The Nintendo 64 days were over. A new Zelda hit shelves: Wind Waker. Initially there was an avalanche of controversy over the new cel-shaded "Celda", but eventually whoever was questioning the kiddie look realized that it was much more stylish, and probably closer to what Miyamoto had envisioned years before. Beloved enemies and characters like the Moblins and Ganondorf returned, oddly proportioned and brightly coloured. Nintendo was big on spirals this year too; there were spirals everywhere. Still, with all these delightful adjustments, the redead's trademark slouch and immobility was immediately recognizable. Wind Waker's new style had swept the redead up with it, I believe for the better. The redead was remade as a voodoo-styled dark green-blue, with a huge head, tattooed face, large golden earrings, and an angular bony body. At closer inspection (bad idea), its head snapped up, its gaping mouth forced itself wider, and it screamed, worse than ever before. It was now akin to what you would hear if you closed a creaking door on a trumpeting elephant's head at a brutally slowly rate. The actual attack looks much less like humping now, plus you can have tons of fun with the redead if it doesn't know you're there. Most Zelda enemies will attack when provoked from afar, but the redead is apparently too engrained in its corpsey lifestyle to move around much. You can shoot it in the face with arrows or boomerang it and all it does is look up to glance at you before drooping its head again.

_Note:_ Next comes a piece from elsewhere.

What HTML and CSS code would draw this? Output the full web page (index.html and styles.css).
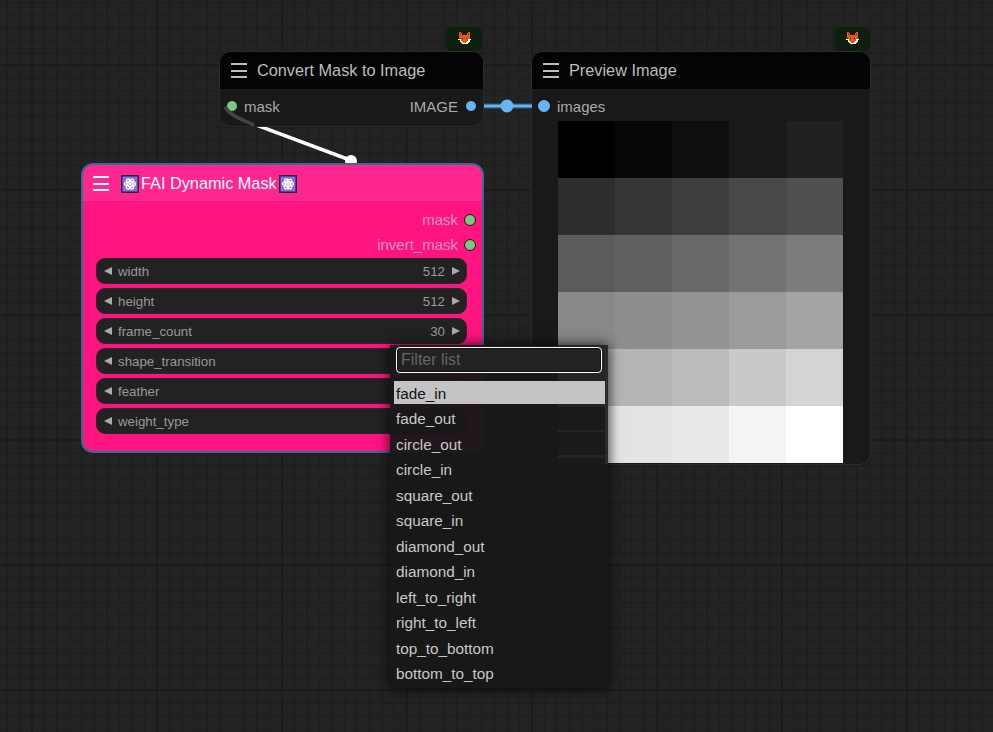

Since the announcements of The Legend of Zelda: Phantom Hourglass and The Legend of Zelda: Twilight Princess, fans are eagerly gleaning any info they can, and it seems redeads could possibly be in both. Since Phantom Hourglass recycles the Wind Waker style, it's very likely that we will recognize redeads if we see them, but the closest thing we have in Twilight Princess is emaciated, brownish-yellow hominids that float around grinning. Who knows whether this is the newest incarnation of the classical redead, or whether Nintendo has decided to go another route with creeping the bajeezus out of Link. In either case, for now I will sit back and await the reinvention of the undead humping masses.